The waterfront holds few surprises until you get to walk past the Caffé Bar Bounty and, where Šetalište Kardinala Franje Šepera meets Ulica Vjekoslava Hengla, find a statue of Pablo Picasso. Sitting, stripped down to his shorts as he liked to paint, this particular likeness has him balancing on a narrow pedestal, his hands spread as if he were about to fall – or plunge into the Drava. Its creator was Ivan Sabolić, former dean at Zagreb’s Academy of Fine Arts, who died in 1986, shortly after the statue’s completion.
A monument to the dynamism of influential bishop, politician and cultural initiator Josip Juraj Strossmayer, the neo-Gothic Church of St Peter and St Paul stands a towering 90 metres (295 feet) over the city. Osijek-born Strossmayer instigated its construction shortly before his death in 1905, Mirko Rački’s frescoed interior completed nearly four decades later. The main feature within is the striking stained-glass windows, the backdrop to the altars, equally fashioned in neo-Gothic style.

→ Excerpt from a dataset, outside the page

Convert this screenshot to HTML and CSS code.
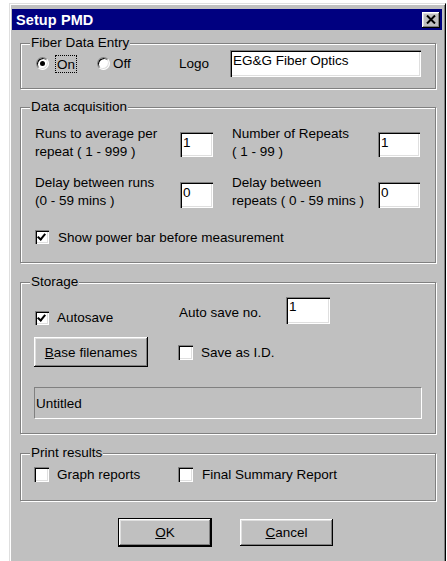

Close to today’s border with Serbia, Osijek sustained heavy damage, as well as significant loss of life, during the first stage of the Croatian War of Independence in the early 1990s. One particularly dramatic incident was when one tank rolled over the little red Fiat car (‘Fićo’) of a local citizen, screened on the news later that day. In more recent times, a monument was erected and the car placed on top of the tank to symbolize the city’s triumph over its aggressor.